From an analog to a digital age
In commercial and industrial lighting system, 0-10V DC can control dimmable ballasts and drivers. While 0-10V is a simple control system to understand and implement as it requires only one pair of wires per light, an advanced system could easily have hundreds of lights and zones, that is hundreds of wires. The main challenge is managing the cables and connectors that are required and the associated high costs. In addition, an external lighting relay is often required to switch off 0-10V ballasts. Unfortunately, analog cabling systems remain extremely difficult to modify in the use of lighting control zones.
In response of the advancement of technology and the increasing demand for a fully addressable building system, the international standard of lighting control, DALI or Digital Addressable Lighting Interface, was developed to address the drawbacks of older analog DC voltage controls. DALI protocol provides a single interface for all electronic control gear (light sources) and electronic control devices (lighting controllers). It has a network of up to 64 DALI light sources which includes ballasts, drivers, relays, emergency lighting, etc. DALI lights are controlled by commands that can be sent to individual light, to group of lights or broadcast to all lights on the line.
Advantages of the DALI protocol
A flexible management of lighting
DALI (Digital Addressable Lighting Interface) is an open protocol that is supported by different electronic ballast and drivers manufacturers. It was originally developed to enable digital control, configuration and querying of fluorescent ballasts, replacing the simple, one-way, broadcast-like operation of 0/1-10V analog control. DALI protocol allows to manage and to digitally control a lighting installation via a two-wire communication bus commonly referred to as a “DALI channel”. The digital nature of DALI allows bidirectional communication between devices so that a device can report a failure, or answer a query about its status or other information.
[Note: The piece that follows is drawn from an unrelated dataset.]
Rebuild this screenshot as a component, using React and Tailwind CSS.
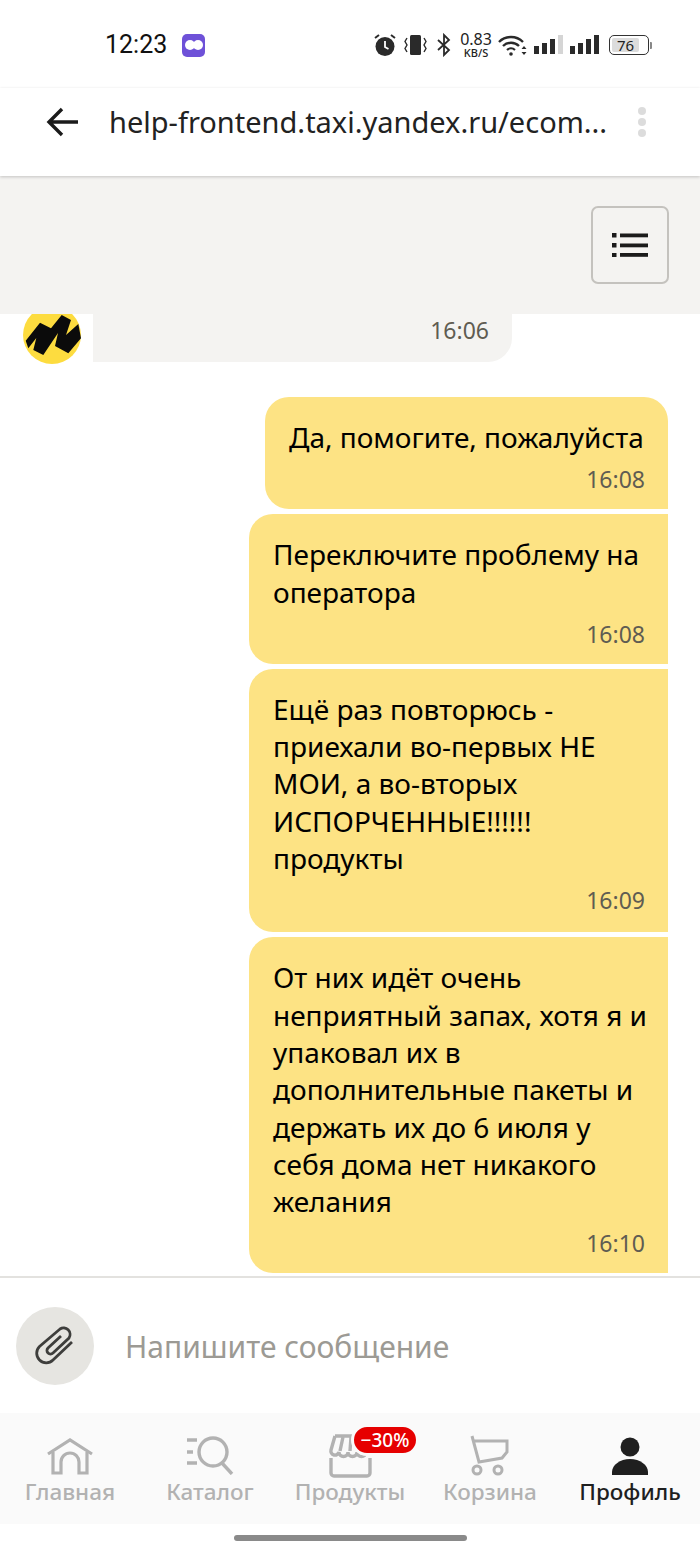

Furthermore, the DALI devices can be programmed to operate in groups, which provides considerable flexibility since the lighting systems can be reconfigured by software programming, without the need to change the wiring. Indeed, this protocol allows the simplicity of programming and eases its modification without having to physically intervene on the installation.
Simplicity and cost reduction
DALI also provides communication and a simplified installation that offers a maximum of commands, which eases the cabling and reduces the cost of installation. In addition, more importantly, the open standard allows the interchangeability of DALI drivers and devices from different manufacturers. Furthermore, many accessories such as sensors, switches, are powered by the DALI channel. They do not have to be powered by external power supplies, which eases their installation. Moreover, energy costs are reduced by the use of daylight management and by standard controls such as occupancy sensor and light sensor.
One can say that the DALI protocol is a real revolution in building automation field. Direct digital control and programming of the lighting system help to ease its integration in a complete building automation system, that use other protocols such as BACnet. In recent years important improvements had been brought to the DALI protocol and led to a new generation, internationally called DALI 2.